Chapter 2 analyzes Sam Greenlee's The Spook Who Sat by the Door (1969), John A. Williams's Sons of Darkness, Sons of Light (1969), and Oscar Zeta Acosta's The Revolt of the Cockroach People (1973) to discuss how they imagined mediating characters willing to give up middle-class jobs and commit what Amílcar Cabral called "class suicide," in order to implement radical politics informed by Black Power and Chicano movement ideology. These texts grapple with the question of what kind of relationship middle-class minority activists could or should have with disenfranchising institutions such as the government or academia. Written in the nationalist era—when liberation movements were closely linked with working-class politics—these novels construct characters wholeheartedly embracing the revolutionary route or wavering between revolution and institutional reform to envision ways to work for cross-class social change.
Taking into account how identity groups are formed and maintained, this chapter focuses on class politics and the use of the figural types in Chicano cultural production. Since upward mobility is associated with assimilation, individualism, and materialism, ideals that Chicano nationalism labored to counter, upward mobility and middle-class status have been largely overlooked or associated with betrayal in Chicano studies even as desires to get out of poverty resonate across texts. After demonstrating how Chicano class politics informs texts even in the postnationalist period through a reading of the film My Family (1995), this chapter analyzes Helena María Viramontes's novel Under the Feet of Jesus (1995) as another text produced in the 1990s that reinforces Chicano working-class collectivity but depicts upward mobility allegorically. By doing so, the novel reconciles Chicano movement concerns in the context of postnationalism, when the Mexican American population was becoming more economically heterogeneous.

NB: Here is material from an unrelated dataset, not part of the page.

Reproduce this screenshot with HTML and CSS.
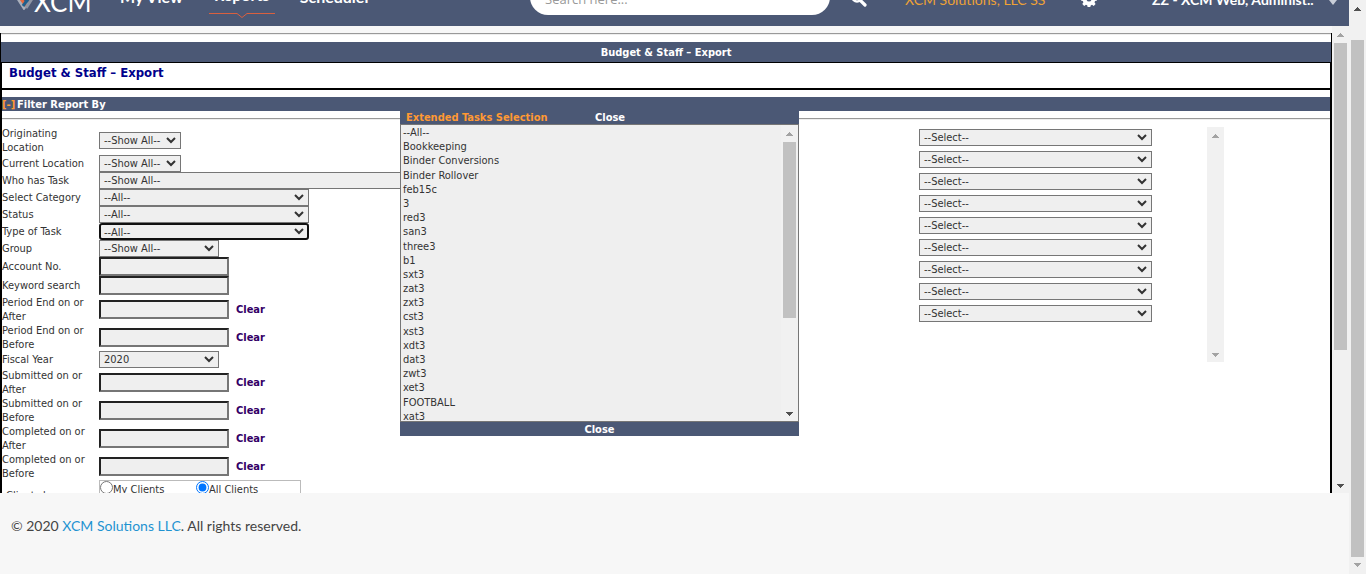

This chapter examines mass-market ethnic texts seeking mainstream status and responding to anxieties about people of color in historically exclusionary spheres such as workplaces or network television. Attempting to counter perceptions of Mexican Americans and Blacks as poor and the middle class as white, Richard Rodriguez's Hunger of Memory (1982), the sitcom George Lopez (2002–2007), Michele Serros's Honey Blonde Chica (2006), and the sitcom black-ish (2014–present) centralize ethnic and class conflicts and expand upon what C. Wright Mills termed "status panic." The reach of these cultural productions signals greater acceptance for their representations, but the strategies they employ in speaking to the mainstream and to the history of ethnic politics discloses the conditions upon which that acceptance rests.
This chapter centers on both the profitability of racial discourses and how such discourses can be divisive. Among other texts, it analyzes Percival Everett's novel Erasure (2001) and Lynn Nottage's play Fabulation, or the Re-Education of Undine (2004) as texts that use satire and the figural types to highlight the commercial and ideological power of narratives that conflate race with class and, moreover, that conflate Black poverty with pathology. In dramatizing the deep investments that individuals and industries have in Black pathology narratives, they attempt to expand ideas about ethnic identity to include middle-class experiences, and work to strengthen group cohesiveness by countering class divisions.
This chapter explores the function of narratives depicting characters who switch allegiances to identify with, rather than against coethnics. First it examines immigration films taking up this task to counter anti-immigrant sentiment. The Gatekeeper (2002), Sleep Dealer (2008), and Machete (2010) are films initially thematizing ethnic betrayal through Mexican American Border Patrol agents who have distanced themselves professionally and ideologically from Mexican migrants. By depicting gatekeepers becoming mediators, they imagine scenarios to integrate outsiders into an affective community for political purposes. This chapter concludes by demonstrating that while Mexican American law enforcement figures can get redeemed in Latino films, if we look at correlating Black characters in film—Black police officers depicted as sellouts—the option of redemption gets foreclosed, except in the case of Charles Burnett's The Glass Shield (1994).
The preceding chapters traced the historical circumstances contributing to the development of figures and plotlines used to render and work through class and racial conflicts. They demonstrated how the figural types serve as allegorical pathways of social incorporation, exemplifying ways of dealing with race and class and dramatizing how economic and social group boundaries are formed, reinforced, or permeated. The epilogue recounts the patterns associated with each of the character types and ends with a reading of the film The Pursuit of Happyness (2006) to demonstrate how the film, as a post-race fantasy about class mobility, stands as a countercurrent to all the texts examined throughout the book.